→ Stored data
:::::

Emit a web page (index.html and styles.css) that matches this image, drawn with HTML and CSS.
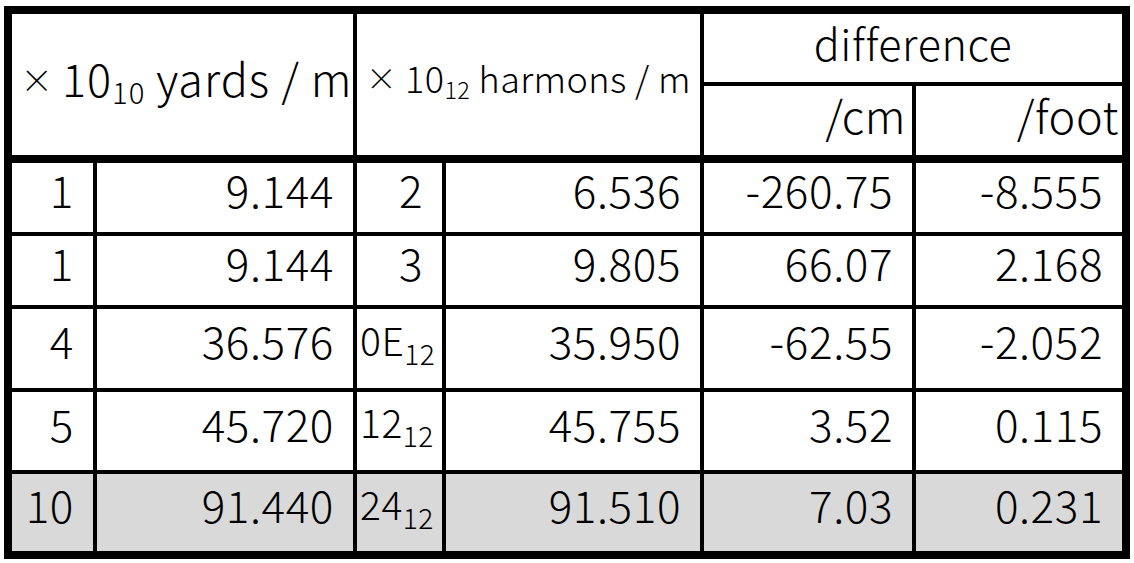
FILE: index.html
```html
<!DOCTYPE html>
<html lang="en">
<head>
    <meta charset="UTF-8">
    <meta name="viewport" content="width=device-width, initial-scale=1.0">
    <title>Yards and harmons</title>
    <link rel="stylesheet" href="styles.css">
</head>
<body>

<table class="units">
    <colgroup>
        <col class="c-n">
        <col class="c-val">
        <col class="c-n2">
        <col class="c-val2">
        <col class="c-diff">
        <col class="c-diff">
    </colgroup>
    <thead>
        <tr class="head-top">
            <th colspan="2" rowspan="2" class="yards"><span class="times">×</span>10<sub>10</sub> yards / m</th>
            <th colspan="2" rowspan="2" class="harmons"><span class="times">×</span>10<sub>12</sub> harmons / m</th>
            <th colspan="2" class="diff">difference</th>
        </tr>
        <tr class="head-sub">
            <th class="unit">/cm</th>
            <th class="unit foot">/foot</th>
        </tr>
    </thead>
    <tbody>
        <tr class="r-short">
            <td>1</td>
            <td>9.144</td>
            <td>2</td>
            <td>6.536</td>
            <td>-260.75</td>
            <td>-8.555</td>
        </tr>
        <tr class="r-short2">
            <td>1</td>
            <td>9.144</td>
            <td>3</td>
            <td>9.805</td>
            <td>66.07</td>
            <td>2.168</td>
        </tr>
        <tr class="r-tall">
            <td>4</td>
            <td>36.576</td>
            <td class="doz">0E<sub>12</sub></td>
            <td>35.950</td>
            <td>-62.55</td>
            <td>-2.052</td>
        </tr>
        <tr class="r-tall2">
            <td>5</td>
            <td>45.720</td>
            <td class="doz">12<sub>12</sub></td>
            <td>45.755</td>
            <td>3.52</td>
            <td>0.115</td>
        </tr>
        <tr class="r-tall total">
            <td>10</td>
            <td>91.440</td>
            <td class="doz">24<sub>12</sub></td>
            <td>91.510</td>
            <td>7.03</td>
            <td>0.231</td>
        </tr>
    </tbody>
</table>

</body>
</html>
```

FILE: styles.css
```css
body {
    margin: 0;
    background-color: #fff;
    font-family: "Noto Sans CJK JP", "Noto Sans", sans-serif;
    font-weight: 300;
    color: #000;
}

.units {
    border-collapse: collapse;
    table-layout: fixed;
    width: 1118px;
    margin: 6px 0 0 4px;
    border: 8px solid #000;
}

.c-n { width: 87px; }
.c-val { width: 260px; }
.c-n2 { width: 89px; }
.c-val2 { width: 258px; }
.c-diff { width: 212px; }

th, td {
    border: 4px solid #000;
    padding: 0 19px 17px 0;
    font-weight: 300;
    font-size: 44px;
    letter-spacing: 0.6px;
    line-height: 1;
    text-align: right;
    white-space: nowrap;
}

/* header */
thead tr.head-sub th,
thead th.yards,
thead th.harmons {
    border-bottom: 8px solid #000;
}

thead th.yards,
thead th.harmons {
    text-align: center;
    padding: 0 0 8px 0;
}

.yards {
    font-size: 45px;
    letter-spacing: 1px;
}

.yards .times {
    font-size: 0.72em;
    margin: 0 8px 0 8px;
}

.harmons {
    font-size: 36px;
    letter-spacing: 0.4px;
}

.times {
    font-size: 0.85em;
    vertical-align: 0.1em;
    margin-right: 8px;
}

.diff {
    text-align: center;
    padding: 0 0 12px 0;
    font-size: 43px;
}

.head-top { height: 74px; }
.head-sub { height: 75px; }

th.unit {
    font-size: 45px;
    padding: 0 6px 12px 0;
}

th.foot {
    padding-right: 3px;
}

sub {
    font-size: 0.65em;
    vertical-align: -0.25em;
    line-height: 1;
}

/* body rows */
.r-short { height: 75px; }
.r-short2 { height: 73px; }
.r-tall { height: 83px; }
.r-tall2 { height: 82px; }

td.doz {
    text-align: left;
    padding: 0 0 10px 3px;
    font-size: 39px;
    letter-spacing: 0.5px;
}

td.doz sub {
    font-size: 0.72em;
    vertical-align: -0.32em;
}

.total td {
    background-color: #d9d9d9;
}
```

:::::

→ Stated goal
Make an exact copy of the whole listing, but don't bring over any pictures.

→ Solution below
Emit a web page (index.html and styles.css) that matches this image, drawn with HTML and CSS.
FILE: index.html
```html
<!DOCTYPE html>
<html lang="en">
<head>
    <meta charset="UTF-8">
    <meta name="viewport" content="width=device-width, initial-scale=1.0">
    <title>Yards and harmons</title>
    <link rel="stylesheet" href="styles.css">
</head>
<body>

<table class="units">
    <colgroup>
        <col class="c-n">
        <col class="c-val">
        <col class="c-n2">
        <col class="c-val2">
        <col class="c-diff">
        <col class="c-diff">
    </colgroup>
    <thead>
        <tr class="head-top">
            <th colspan="2" rowspan="2" class="yards"><span class="times">×</span>10<sub>10</sub> yards / m</th>
            <th colspan="2" rowspan="2" class="harmons"><span class="times">×</span>10<sub>12</sub> harmons / m</th>
            <th colspan="2" class="diff">difference</th>
        </tr>
        <tr class="head-sub">
            <th class="unit">/cm</th>
            <th class="unit foot">/foot</th>
        </tr>
    </thead>
    <tbody>
        <tr class="r-short">
            <td>1</td>
            <td>9.144</td>
            <td>2</td>
            <td>6.536</td>
            <td>-260.75</td>
            <td>-8.555</td>
        </tr>
        <tr class="r-short2">
            <td>1</td>
            <td>9.144</td>
            <td>3</td>
            <td>9.805</td>
            <td>66.07</td>
            <td>2.168</td>
        </tr>
        <tr class="r-tall">
            <td>4</td>
            <td>36.576</td>
            <td class="doz">0E<sub>12</sub></td>
            <td>35.950</td>
            <td>-62.55</td>
            <td>-2.052</td>
        </tr>
        <tr class="r-tall2">
            <td>5</td>
            <td>45.720</td>
            <td class="doz">12<sub>12</sub></td>
            <td>45.755</td>
            <td>3.52</td>
            <td>0.115</td>
        </tr>
        <tr class="r-tall total">
            <td>10</td>
            <td>91.440</td>
            <td class="doz">24<sub>12</sub></td>
            <td>91.510</td>
            <td>7.03</td>
            <td>0.231</td>
        </tr>
    </tbody>
</table>

</body>
</html>
```

FILE: styles.css
```css
body {
    margin: 0;
    background-color: #fff;
    font-family: "Noto Sans CJK JP", "Noto Sans", sans-serif;
    font-weight: 300;
    color: #000;
}

.units {
    border-collapse: collapse;
    table-layout: fixed;
    width: 1118px;
    margin: 6px 0 0 4px;
    border: 8px solid #000;
}

.c-n { width: 87px; }
.c-val { width: 260px; }
.c-n2 { width: 89px; }
.c-val2 { width: 258px; }
.c-diff { width: 212px; }

th, td {
    border: 4px solid #000;
    padding: 0 19px 17px 0;
    font-weight: 300;
    font-size: 44px;
    letter-spacing: 0.6px;
    line-height: 1;
    text-align: right;
    white-space: nowrap;
}

/* header */
thead tr.head-sub th,
thead th.yards,
thead th.harmons {
    border-bottom: 8px solid #000;
}

thead th.yards,
thead th.harmons {
    text-align: center;
    padding: 0 0 8px 0;
}

.yards {
    font-size: 45px;
    letter-spacing: 1px;
}

.yards .times {
    font-size: 0.72em;
    margin: 0 8px 0 8px;
}

.harmons {
    font-size: 36px;
    letter-spacing: 0.4px;
}

.times {
    font-size: 0.85em;
    vertical-align: 0.1em;
    margin-right: 8px;
}

.diff {
    text-align: center;
    padding: 0 0 12px 0;
    font-size: 43px;
}

.head-top { height: 74px; }
.head-sub { height: 75px; }

th.unit {
    font-size: 45px;
    padding: 0 6px 12px 0;
}

th.foot {
    padding-right: 3px;
}

sub {
    font-size: 0.65em;
    vertical-align: -0.25em;
    line-height: 1;
}

/* body rows */
.r-short { height: 75px; }
.r-short2 { height: 73px; }
.r-tall { height: 83px; }
.r-tall2 { height: 82px; }

td.doz {
    text-align: left;
    padding: 0 0 10px 3px;
    font-size: 39px;
    letter-spacing: 0.5px;
}

td.doz sub {
    font-size: 0.72em;
    vertical-align: -0.32em;
}

.total td {
    background-color: #d9d9d9;
}
```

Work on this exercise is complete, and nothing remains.